You'd probably want to create a data structure that represents an individual configuration uniquely. Then each compatibility rule should be defined in a way where it can generate a set containing all the individual configurations that fail that rule. Then you would take the union of all the sets generated by all the rules to get the set of all configurations that fail the rules. Then you count the size of that set and subtract it from the size of the set all possible configurations.

The hard part is defining the data structure in a way that can be generated by your rules and can have the set operations work on it! That's an exercise for the reader, AKA I've got nothing.

The only thing I can think of right now is building is if you can build a tree that defines the dependency between the parts you have a simple solution.

sandwitch
|
|__Bun(2)__sesame(1)
|
|__Mustard(3)
|
|__Mayo(2)
|
|__Ketchup(2)
|
|__Olives(3)

this simply says that you have 2 options for the Bun (bun or no bun) - 1 for the sesame (only if you have a bun - signifying the dependency - if you have a 7 here it means 7 types that can exist if you only have a bun)

3 for the mustard .. etc

then simply multiply the sum of all branches.

It is probably possible to formalize the problem as a k-sat problem.
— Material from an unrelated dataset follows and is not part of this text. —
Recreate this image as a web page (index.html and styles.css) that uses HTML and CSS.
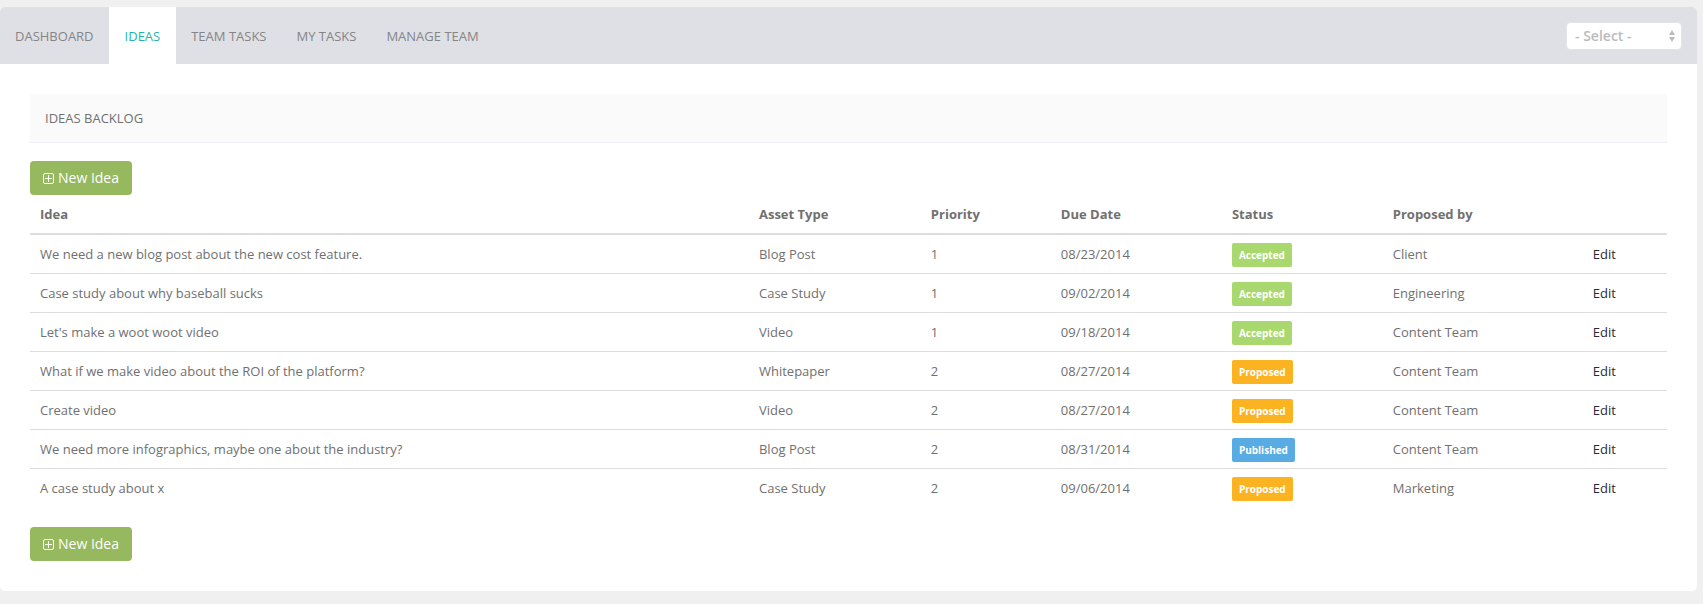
FILE: index.html
```
<!DOCTYPE html>
<html lang="en">
<head>
<meta charset="utf-8">
<title>Ideas Backlog</title>
<link rel="stylesheet" href="styles.css">
</head>
<body>
<div class="card">
  <header class="topbar">
    <nav class="tabs">
      <a class="tab" href="#dashboard">DASHBOARD</a>
      <a class="tab tab-active" href="#ideas" aria-current="page">IDEAS</a>
      <a class="tab" href="#team-tasks">TEAM TASKS</a>
      <a class="tab" href="#my-tasks">MY TASKS</a>
      <a class="tab" href="#manage-team">MANAGE TEAM</a>
    </nav>
    <div class="picker">
      <select class="picker-select" aria-label="Select">
        <option>- Select -</option>
      </select>
      <svg class="picker-arrows" viewBox="0 0 6 12" aria-hidden="true"><path d="M3 0L6 5H0zM0 7H6L3 12z"/></svg>
    </div>
  </header>
  <main class="content">
    <h1 class="panel-title">IDEAS BACKLOG</h1>
    <button class="btn" type="button">
      <svg class="btn-icon" viewBox="0 0 11 11" aria-hidden="true"><rect x=".5" y=".5" width="10" height="10" rx="1.5"/><path d="M5.500 2v7M2 5.500h7"/></svg>
      New Idea
    </button>
    <table class="ideas">
      <colgroup>
        <col class="col-idea"><col class="col-type"><col class="col-priority"><col class="col-due"><col class="col-status"><col class="col-by"><col>
      </colgroup>
      <thead>
        <tr><th>Idea</th><th>Asset Type</th><th>Priority</th><th>Due Date</th><th>Status</th><th>Proposed by</th><td></td></tr>
      </thead>
      <tbody>
        <tr><td>We need a new blog post about the new cost feature.</td><td>Blog Post</td><td>1</td><td>08/23/2014</td><td><span class="badge accepted">Accepted</span></td><td>Client</td><td><a class="edit" href="#edit">Edit</a></td></tr>
        <tr><td>Case study about why baseball sucks</td><td>Case Study</td><td>1</td><td>09/02/2014</td><td><span class="badge accepted">Accepted</span></td><td>Engineering</td><td><a class="edit" href="#edit">Edit</a></td></tr>
        <tr><td>Let's make a woot woot video</td><td>Video</td><td>1</td><td>09/18/2014</td><td><span class="badge accepted">Accepted</span></td><td>Content Team</td><td><a class="edit" href="#edit">Edit</a></td></tr>
        <tr><td>What if we make video about the ROI of the platform?</td><td>Whitepaper</td><td>2</td><td>08/27/2014</td><td><span class="badge proposed">Proposed</span></td><td>Content Team</td><td><a class="edit" href="#edit">Edit</a></td></tr>
        <tr><td>Create video</td><td>Video</td><td>2</td><td>08/27/2014</td><td><span class="badge proposed">Proposed</span></td><td>Content Team</td><td><a class="edit" href="#edit">Edit</a></td></tr>
        <tr><td>We need more infographics, maybe one about the industry?</td><td>Blog Post</td><td>2</td><td>08/31/2014</td><td><span class="badge published">Published</span></td><td>Content Team</td><td><a class="edit" href="#edit">Edit</a></td></tr>
        <tr><td>A case study about x</td><td>Case Study</td><td>2</td><td>09/06/2014</td><td><span class="badge proposed">Proposed</span></td><td>Marketing</td><td><a class="edit" href="#edit">Edit</a></td></tr>
      </tbody>
    </table>
    <button class="btn" type="button">
      <svg class="btn-icon" viewBox="0 0 11 11" aria-hidden="true"><rect x=".5" y=".5" width="10" height="10" rx="1.5"/><path d="M5.500 2v7M2 5.500h7"/></svg>
      New Idea
    </button>
  </main>
</div>
</body>
</html>
```
FILE: styles.css
```
* {
  box-sizing: border-box;
}

body {
  margin: 0;
  padding: 7px 6px 13px 0;
  background: #f0f0f0;
  color: #707070;
  font: 13px/18px "Open Sans", "Noto Sans", sans-serif;
}

.card {
  background: #fff;
  border-radius: 5px;
  overflow: hidden;
}

.topbar {
  display: flex;
  justify-content: space-between;
  align-items: center;
  padding-right: 15px;
  background: #dfe0e6;
}

.tabs {
  display: flex;
}

.tab {
  padding: 20px 15px 19px;
  color: #858585;
  text-decoration: none;
}

.tab-active {
  padding-right: 16px;
  padding-left: 16px;
  background: #fff;
  color: #1fb5ac;
}

.picker {
  display: grid;
  align-items: center;
}

.picker-select,
.picker-arrows {
  grid-area: 1 / 1;
}

.picker-select {
  appearance: none;
  width: 116px;
  height: 28px;
  padding: 0 20px 0 8px;
  border: 1px solid #e4e5e9;
  border-radius: 4px;
  background: #fff;
  color: #bbb;
  font: 600 14px/18px "Open Sans", "Noto Sans", sans-serif;
}

.picker-arrows {
  justify-self: end;
  width: 6px;
  height: 12px;
  margin-right: 7px;
  fill: #bbb;
  pointer-events: none;
}

.content {
  padding: 30px;
}

.panel-title {
  margin: 0 0 18px;
  padding: 15px;
  border-bottom: 1px solid #eff0f7;
  border-radius: 3px 3px 0 0;
  background: #fafafa;
  color: #707070;
  font-size: 13px;
  font-weight: 400;
  line-height: 18px;
}

.btn {
  display: flex;
  align-items: center;
  gap: 4px;
  height: 34px;
  padding: 0 13px;
  border: 0;
  border-radius: 4px;
  background: #96b85e;
  color: #fff;
  font: 500 14px/20px "Open Sans", "Noto Sans", sans-serif;
}

.btn-icon {
  width: 11px;
  height: 11px;
  fill: none;
  stroke: #fff;
}

.ideas {
  width: 100%;
  margin-bottom: 20px;
  border-spacing: 0;
  table-layout: fixed;
}

.col-idea { width: 43.92%; }
.col-type { width: 10.5%; }
.col-priority { width: 7.94%; }
.col-due { width: 10.45%; }
.col-status { width: 9.83%; }
.col-by { width: 12.22%; }

.ideas th,
.ideas td {
  height: 39px;
  padding: 0 10px;
  border-bottom: 1px solid #ddd;
  text-align: left;
  vertical-align: middle;
}

.ideas thead th,
.ideas thead td {
  height: 40px;
  border-bottom-width: 2px;
}

.ideas tbody tr:last-child td {
  height: 38px;
  border-bottom: 0;
}

.badge {
  display: block;
  width: fit-content;
  margin-top: 2px;
  padding: 3px 7px;
  border-radius: 2px;
  color: #fff;
  font-size: 10px;
  font-weight: 700;
  line-height: 18px;
}

.accepted { background: #a9d86e; }
.proposed { background: #fcb322; }
.published { background: #58ace3; }

.edit {
  color: #2a2a35;
  text-decoration: none;
}
```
In some cases, the problem appear to be NP-complete and you will have to enumerate all the possibilities to check wether they satisfy or not all the conditions. In some other cases, the problem will be easily solvable (when few conditions are required for instance). This is an active field of research. You will find relevant references on google scholar.

In the case of the mustard, you would add a binary entry "mustard_type" for the mustard type and introduce the condition: not (not mustard and mustard_type) where mustard is the binary entry for mustard. It will impose the default choice mustard_type == 0 when you choose not mustard.

For the sesame choice, this is more explicit: not (sesame and not bun).

It thus seems that the cases you propose fall into the 2-sat family of problems.